Familiarity with subject before certificate/specialization: Very familiar, I "do" statistics as a research scientist and can code at a basic level. Although I wasn't familiar with many of the specific ML algorithms, I have transferrable skills and can write code to the autograder's standard.

Pitfalls, high points, things others should know: There are five "courses", but one is only two quizzes long and is based on two case studies. If you do these on the first pass through they take maybe 20 minutes tops. I recommend doing that course last. That leaves only four actual courses. All of the concepts are explained very well and I found the coding exercises fairly straightforward since there is no guessing what they are looking for. They tell you what you need to do at each step, you just need to decide how to implement it. Anyone who has taken calculus-based statistics and can code at a basic level will likely find it quite straightforward.
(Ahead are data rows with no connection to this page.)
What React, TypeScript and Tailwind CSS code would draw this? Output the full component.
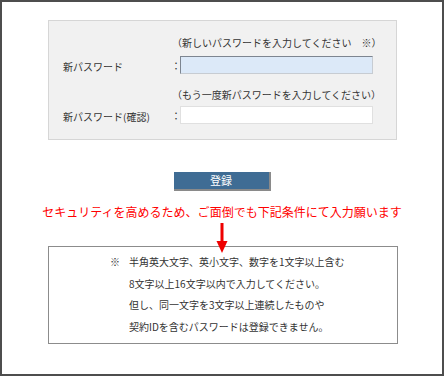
const jp = "font-['Meiryo','Noto_Sans_CJK_JP',sans-serif]";

const notes = [
  "8文字以上16文字以内で入力してください。",
  "但し、同一文字を3文字以上連続したものや",
  "契約IDを含むパスワードは登録できません。",
];

export default function App() {
  return (
    <div className={`${jp} h-[376px] w-[444px] border-2 border-[#4d4d4d] bg-white text-[#333]`}>
      <div className="pl-[46px] pt-[18px]">
        {/* input panel */}
        <div className="w-[349px] border border-[#d6d6d6] bg-[#f1f1f1] pb-[15px] pl-[14px] pt-[15px] text-[10px]">
          <div className="pl-[109px] leading-[14px]">（新しいパスワードを入力してください　※）</div>
          <div className="mt-[6px] flex items-center">
            <span className="w-[108px] pt-[2px]">新パスワード</span>
            <span className="w-[9px]">：</span>
            <div className="h-[18px] w-[193px] border border-[#c7ccd2] border-l-[#7d8590] border-t-[#7d8590] bg-[#dce9f8]" />
          </div>
          <div className="mt-[14px] pl-[109px] leading-[14px]">（もう一度新パスワードを入力してください）</div>
          <div className="mt-[4px] flex items-center">
            <span className="w-[108px] pt-[3px]">新パスワード(確認)</span>
            <span className="w-[9px]">：</span>
            <div className="h-[18px] w-[193px] border border-[#e0e0e0] bg-white" />
          </div>
        </div>
      </div>

      <div className="mt-[32px] flex justify-center">
        <button className="h-[19px] w-[97px] border-b-2 border-r-2 border-b-[#8a8a8a] border-r-[#8a8a8a] bg-[#3f6c94] text-[11px] leading-[17px] text-white">
          登録
        </button>
      </div>

      <p className="mt-[13px] text-center text-[12px] leading-[16px] text-[#ff0000]">
        セキュリティを高めるため、ご面倒でも下記条件にて入力願います
      </p>

      <div className="mt-[3px] flex h-[23px] justify-center">
        <svg width="12" height="30" viewBox="0 0 12 30" className="relative z-10 overflow-visible">
          <rect x="4.5" y="0" width="3" height="20" fill="#ee0000" />
          <polygon points="0.5,18 11.5,18 6,30" fill="#ee0000" />
        </svg>
      </div>

      <div className="ml-[46px] w-[350px] border border-[#8c8c8c] pb-[6px] pl-[61px] pt-[4px] text-[10px] leading-[21.5px]">
        <div className="flex">
          <span className="w-[19px]">※</span>
          <span>半角英大文字、英小文字、数字を1文字以上含む</span>
        </div>
        {notes.map((line) => (
          <div key={line} className="pl-[19px]">
            {line}
          </div>
        ))}
      </div>
    </div>
  );
}
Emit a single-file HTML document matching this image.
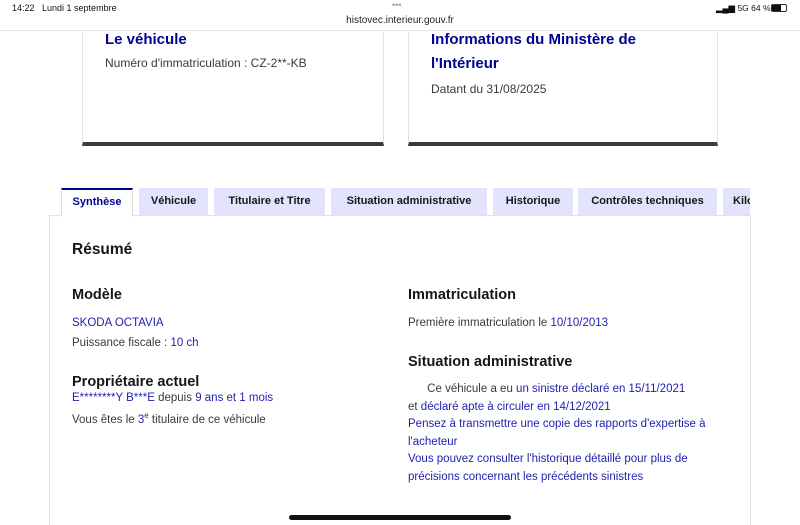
<!DOCTYPE html>
<html><head><meta charset="utf-8"><style>
*{margin:0;padding:0;box-sizing:border-box}
html,body{width:800px;height:525px;overflow:hidden}
body{background:#fff;font-family:"Liberation Sans","DejaVu Sans",sans-serif;color:#3a3a3a;position:relative}
.abs{position:absolute}
.bar{left:0;top:0;width:800px;height:31px;background:#fff;border-bottom:1px solid #e6e6e6}
.card{background:#fff;border:1px solid #e2e2e2;border-top:none;border-bottom:4px solid #3a3a3a}
h3{color:#000091;font-size:15px;font-weight:bold;line-height:24px}
.s{font-size:12px;color:#3a3a3a}
.tab{top:188px;height:27px;background:#e3e3fd;font-size:11px;font-weight:bold;color:#161616;text-align:center;line-height:27px;white-space:nowrap;overflow:hidden}
.tab.act{background:#fff;color:#000091;border-top:2px solid #000091;border-left:1px solid #ddd;border-right:1px solid #ddd;height:29px;line-height:25px;z-index:2}
.panel{left:49px;top:215px;width:702px;height:320px;border:1px solid #e2e2e2;background:#fff}
.h{font-size:14.5px;font-weight:bold;color:#161616}
.t{font-size:11.5px;color:#3a3a3a;line-height:20px}
.b{color:#1f1fb0}
</style></head><body>
<div class="abs bar">
<div class="abs" style="left:12px;top:3px;font-size:9px;color:#111">14:22&nbsp;&nbsp;&nbsp;Lundi 1 septembre</div>
<div class="abs" style="left:392px;top:0px;font-size:9px;color:#999">•••</div>
<div class="abs" style="left:0;width:800px;top:15px;text-align:center;font-size:10px;color:#222">histovec.interieur.gouv.fr</div>
<div class="abs" style="left:716px;top:3px;font-size:8.5px;color:#111;white-space:nowrap">▂▄▆ 5G 64 %</div>
<div class="abs" style="left:771px;top:4px;width:16px;height:8px;border:1px solid #333;border-radius:2px"><div style="width:9px;height:6px;background:#111"></div></div>
</div>
<div class="abs card" style="left:82px;top:31px;width:302px;height:115px"></div>
<div class="abs card" style="left:408px;top:31px;width:310px;height:115px"></div>
<div class="abs" style="left:105px;top:28px"><h3>Le véhicule</h3><div class="s" style="margin-top:4px">Numéro d'immatriculation : CZ-2**-KB</div></div>
<div class="abs" style="left:431px;top:28px"><h3>Informations du Ministère de<br>l'Intérieur</h3><div class="s" style="margin-top:6px">Datant du 31/08/2025</div></div>
<div class="abs panel"></div>
<div class="abs tab act" style="left:61px;width:72px">Synthèse</div>
<div class="abs tab" style="left:139px;width:69px">Véhicule</div>
<div class="abs tab" style="left:214px;width:111px">Titulaire et Titre</div>
<div class="abs tab" style="left:331px;width:156px">Situation administrative</div>
<div class="abs tab" style="left:493px;width:80px">Historique</div>
<div class="abs tab" style="left:578px;width:139px">Contrôles techniques</div>
<div class="abs tab" style="left:723px;width:27px;text-align:left;padding-left:10px">Kilo</div>
<div class="abs h" style="left:72px;top:241px;font-size:15.5px">Résumé</div>
<div class="abs h" style="left:72px;top:287px">Modèle</div>
<div class="abs t" style="left:72px;top:313px"><span class="b">SKODA OCTAVIA</span><br>Puissance fiscale : <span class="b">10 ch</span></div>
<div class="abs h" style="left:72px;top:374px">Propriétaire actuel</div>
<div class="abs t" style="left:72px;top:389px;line-height:18px"><span class="b">E********Y B***E</span> depuis <span class="b">9 ans et 1 mois</span><br>Vous êtes le <span class="b">3<sup style="font-size:8px">e</sup></span> titulaire de ce véhicule</div>
<div class="abs h" style="left:408px;top:287px">Immatriculation</div>
<div class="abs t" style="left:408px;top:313px">Première immatriculation le <span class="b">10/10/2013</span></div>
<div class="abs h" style="left:408px;top:354px">Situation administrative</div>
<div class="abs t" style="left:408px;top:381px;line-height:17.5px">&nbsp;&nbsp;&nbsp;&nbsp;&nbsp;&nbsp;Ce véhicule a eu <span class="b">un sinistre déclaré en 15/11/2021</span><br>et <span class="b">déclaré apte à circuler en 14/12/2021</span><br><span class="b">Pensez à transmettre une copie des rapports d'expertise à<br>l'acheteur<br>Vous pouvez consulter l'historique détaillé pour plus de<br>précisions concernant les précédents sinistres</span></div>
<div class="abs" style="left:289px;top:515px;width:222px;height:5px;border-radius:3px;background:#111"></div>
</body></html>
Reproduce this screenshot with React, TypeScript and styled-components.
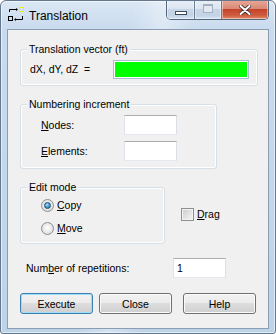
import React from "react";
import styled, { createGlobalStyle } from "styled-components";

const Global = createGlobalStyle`
  html, body { margin: 0; padding: 0; background: #ffffff; }
  body { font-family: "Liberation Sans", Arial, sans-serif; }
`;

const Window = styled.div`
  width: 276px;
  height: 334px;
  box-sizing: border-box;
  border: 1px solid #66788d;
  border-radius: 6px 6px 3px 3px;
  padding: 0 6px 4px 6px;
  display: flex;
  flex-direction: column;
  background:
    linear-gradient(100deg, rgba(255,255,255,0) 40%, rgba(255,255,255,0.35) 50%, rgba(255,255,255,0) 60%),
    linear-gradient(to bottom, #dbe7f4 0px, #c9dbee 28px, #bdd3ea 100%);
  box-shadow: inset 0 0 0 1px rgba(255, 255, 255, 0.55);
  overflow: hidden;
`;

const TitleBar = styled.div`
  height: 28px;
  display: flex;
  align-items: flex-start;
  flex-shrink: 0;
`;

const TitleIcon = styled.svg`
  margin: 6px 0 0 1px;
  flex-shrink: 0;
`;

const Title = styled.div`
  margin: 7px 0 0 5px;
  font-family: "Liberation Sans", Arial, sans-serif;
  font-size: 12px;
  line-height: 16px;
  color: #000;
  flex: 1;
`;

const Controls = styled.div`
  margin-top: -1px;
  margin-right: 0;
  display: flex;
  height: 19px;
  border: 1px solid #57677b;
  border-top: none;
  border-radius: 0 0 5px 5px;
  overflow: hidden;
`;

const CtrlBtn = styled.div<{ $kind: "min" | "max" | "close" }>`
  box-sizing: border-box;
  width: ${(p) => (p.$kind === "close" ? "47px" : "27px")};
  height: 19px;
  display: flex;
  align-items: center;
  justify-content: center;
  border-left: ${(p) => (p.$kind === "min" ? "none" : "1px solid #6d7d90")};
  box-shadow: inset 0 0 0 1px rgba(255, 255, 255, 0.45);
  background: ${(p) =>
    p.$kind === "close"
      ? "linear-gradient(to bottom, #e9a899 0%, #d98a78 45%, #c5432b 50%, #cf5b3f 80%, #e08a66 100%)"
      : "linear-gradient(to bottom, #e9eff7 0%, #dbe5f1 45%, #c7d5e6 50%, #c3d3e6 80%, #d5e3f2 100%)"};
`;

const MinGlyph = styled.span`
  width: 10px;
  height: 2px;
  margin-top: 7px;
  background: #ffffff;
  border: 1px solid #3c4a5c;
`;

const MaxGlyph = styled.span`
  width: 8px;
  height: 6px;
  margin-top: -2px;
  border: 1px solid #a3b0bf;
  border-top-width: 2px;
  background: #e3e9f1;
`;

const Client = styled.div`
  flex: 1;
  box-sizing: border-box;
  border: 1px solid #8c9db1;
  background: #f0f0f0;
  display: flex;
  flex-direction: column;
  font-family: "Liberation Sans", Arial, sans-serif;
  font-size: 10.5px;
  color: #000;
`;

const GroupBox = styled.div<{ $w: number; $mt: number }>`
  position: relative;
  box-sizing: border-box;
  width: ${(p) => p.$w}px;
  margin-top: ${(p) => p.$mt}px;
  border: 1px solid #d5dfe5;
  border-radius: 3px;
  box-shadow: inset 0 0 0 1px #ffffff;
`;

const Caption = styled.span`
  position: absolute;
  top: -7px;
  left: 6px;
  padding: 0 2px;
  background: #f0f0f0;
  line-height: 13px;
  white-space: nowrap;
`;

const VectorBody = styled.div`
  display: flex;
  align-items: center;
  padding: 10px 8px 6px 9px;
`;

const Label = styled.span`
  white-space: pre;
  line-height: 13px;
`;

const U = styled.span`
  text-decoration: underline;
  text-underline-offset: 1px;
`;

const TextBox = styled.div<{ $w: number; $h: number; $green?: boolean }>`
  box-sizing: border-box;
  width: ${(p) => p.$w}px;
  height: ${(p) => p.$h}px;
  background: ${(p) => (p.$green ? "#00ff00" : "#ffffff")};
  border: 1px solid;
  border-color: ${(p) =>
    p.$green ? "#a9bcd2" : "#abadb3 #dbdfe6 #e3e9ef #e2e3ea"};
  box-shadow: ${(p) => (p.$green ? "inset 0 0 0 1px #ffffff" : "none")};
  padding-left: 3px;
  display: flex;
  align-items: center;
  line-height: 13px;
`;

const VectorInput = styled(TextBox)`
  margin-left: auto;
`;

const FieldGrid = styled.div<{ $col: number }>`
  display: grid;
  grid-template-columns: ${(p) => p.$col}px 53px;
  align-items: center;
  row-gap: 6px;
`;

const NumberingBody = styled(FieldGrid)`
  padding: 10px 0 7px 20px;
`;

const EditRow = styled.div`
  display: flex;
  align-items: center;
  margin-left: 12px;
  margin-top: 18px;
`;

const EditBody = styled.div`
  display: flex;
  flex-direction: column;
  gap: 10px;
  padding: 11px 0 8px 20px;
`;

const Option = styled.label`
  display: flex;
  align-items: center;
  gap: 3px;
  height: 13px;
  line-height: 13px;
`;

const RadioCircle = styled.span<{ $checked?: boolean }>`
  box-sizing: border-box;
  width: 13px;
  height: 13px;
  border-radius: 50%;
  border: 1px solid #8e8f8f;
  background: radial-gradient(circle at 50% 45%, #ffffff 0%, #eeeeee 40%, #cfcfcf 100%);
  display: flex;
  align-items: center;
  justify-content: center;
  flex-shrink: 0;

  &::after {
    content: "";
    display: ${(p) => (p.$checked ? "block" : "none")};
    box-sizing: border-box;
    width: 7px;
    height: 7px;
    border-radius: 50%;
    border: 1px solid #1b4f75;
    background: radial-gradient(circle at 40% 35%, #b5e2fb 0%, #4aa0d8 45%, #1b6ea8 100%);
  }
`;

const CheckBox = styled.span`
  box-sizing: border-box;
  width: 13px;
  height: 13px;
  border: 1px solid #8e8f8f;
  box-shadow: inset 0 0 0 1px #f4f4f4;
  background: linear-gradient(135deg, #cbcbcb 0%, #e6e6e6 60%, #f6f6f6 100%);
  flex-shrink: 0;
`;

const DragOption = styled(Option)`
  margin-left: 16px;
  margin-top: -2px;
`;

const RepRow = styled(FieldGrid)`
  margin: 14px 0 0 18px;
`;

const ButtonRow = styled.div`
  display: flex;
  margin: 15px 0 0 12px;
`;

const Btn = styled.button<{ $default?: boolean; $gap: number }>`
  box-sizing: border-box;
  width: 73px;
  height: 21px;
  margin-left: ${(p) => p.$gap}px;
  padding: 0;
  border: 1px solid ${(p) => (p.$default ? "#3c7fb1" : "#707070")};
  border-radius: 3px;
  box-shadow: inset 0 0 0 1px ${(p) => (p.$default ? "#9fdcf7" : "#fbfbfb")};
  background: linear-gradient(to bottom, #f2f2f2 0%, #ebebeb 50%, #dddddd 50%, #cfcfcf 100%);
  font-family: "Liberation Sans", Arial, sans-serif;
  font-size: 10.5px;
  color: #000;
`;

function AppIcon() {
  return (
    <TitleIcon width="16" height="16" viewBox="0 0 16 16">
      <rect x="11.5" y="0.5" width="4" height="4" fill="none" stroke="#f2f200" />
      <rect x="0.5" y="9.5" width="4" height="4" fill="none" stroke="#000" />
      <path d="M1.5 5V2.5H9" stroke="#000" fill="none" />
      <path d="M8 1L10 2.5L8 4Z" fill="#000" />
      <path d="M14.5 9V12.5H8" stroke="#000" fill="none" />
      <path d="M8 11L6 12.5L8 14Z" fill="#000" />
    </TitleIcon>
  );
}

export default function App() {
  return (
    <>
      <Global />
      <Window>
        <TitleBar>
          <AppIcon />
          <Title>Translation</Title>
          <Controls>
            <CtrlBtn $kind="min">
              <MinGlyph />
            </CtrlBtn>
            <CtrlBtn $kind="max">
              <MaxGlyph />
            </CtrlBtn>
            <CtrlBtn $kind="close">
              <svg width="12" height="10" viewBox="0 0 12 10">
                <path
                  d="M1.5 1L10.5 9M10.5 1L1.5 9"
                  stroke="#3a2a28"
                  strokeWidth="3.6"
                  strokeLinecap="round"
                />
                <path
                  d="M1.5 1L10.5 9M10.5 1L1.5 9"
                  stroke="#ffffff"
                  strokeWidth="2"
                  strokeLinecap="round"
                />
              </svg>
            </CtrlBtn>
          </Controls>
        </TitleBar>
        <Client>
          <GroupBox $w={238} $mt={19} style={{ marginLeft: 12 }}>
            <Caption>Translation vector (ft)</Caption>
            <VectorBody>
              <Label>{"dX, dY, dZ  ="}</Label>
              <VectorInput $w={136} $h={19} $green />
            </VectorBody>
          </GroupBox>

          <GroupBox $w={197} $mt={18} style={{ marginLeft: 12 }}>
            <Caption>Numbering increment</Caption>
            <NumberingBody $col={83}>
              <Label>
                <U>N</U>odes:
              </Label>
              <TextBox $w={53} $h={20} />
              <Label>
                <U>E</U>lements:
              </Label>
              <TextBox $w={53} $h={20} />
            </NumberingBody>
          </GroupBox>

          <EditRow>
            <GroupBox $w={145} $mt={0}>
              <Caption>Edit mode</Caption>
              <EditBody>
                <Option>
                  <RadioCircle $checked />
                  <span>
                    <U>C</U>opy
                  </span>
                </Option>
                <Option>
                  <RadioCircle />
                  <span>
                    <U>M</U>ove
                  </span>
                </Option>
              </EditBody>
            </GroupBox>
            <DragOption>
              <CheckBox />
              <span>
                <U>D</U>rag
              </span>
            </DragOption>
          </EditRow>

          <RepRow $col={147}>
            <Label>
              Num<U>b</U>er of repetitions:
            </Label>
            <TextBox $w={53} $h={20}>
              1
            </TextBox>
          </RepRow>

          <ButtonRow>
            <Btn $default $gap={0}>
              Execute
            </Btn>
            <Btn $gap={6}>Close</Btn>
            <Btn $gap={11}>Help</Btn>
          </ButtonRow>
        </Client>
      </Window>
    </>
  );
}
On the other hand, someone who has only done e.g. Sophia Stats may be more likely to struggle since knowing how to implement the step is based on your knowledge of stats, matrix algebra, and vector calculus (i.e. why you need tensor addition and cannot simply use + for two vectors, or when it says initialize to zero why you need a 0 for a single variable but [] for a variable that will hold a vector). This stuff can be learned, it just will likely take longer than a couple of days to finish. I recommend reading this primer on tensors and vector operations.

I really liked the integration of the jupyter notebook into the Coursera environment. I hated the external Skills Network environment for the IBM courses. You can run everything as you go and there are no surprises when you submit to the autograder (which you can do an infinite number of times). If your code is working inside the jupyter notebook, you will get 100 from the autograder. This was the best designed course I have seen on Coursera in terms of user-centric design. Because everything is hosted inside Coursera your notebooks are saved and linked to your account. You can close things and go back later and your progress so far will still be there.

1-10 Difficulty level: I'll go with a 6 for me personally since I didn't find it challenging (although it was very interesting) and was only effectively four courses long. It requires pre-requisite knowledge though. If you don't have the prerequisite knowledge I would give it a 7. It could even be an 8, but the class is so well designed it still holds your hand through the steps and the company maintains its own forum with help boards for their classes (they also have other non-ACE certificates). The difficulty is not with the content per see, in fact the ML/AI part is kind of "in the background", but with having the right prerequisite knowledge to know how to do the coding tasks. The theoretical part and the quizzes are fairly straightforward if you watch the videos (I watched 2 x speed). I would gladly take more courses from them if their other certificates got ACE Endorsements (cannot say the same about the IBM ones, v glad they are over).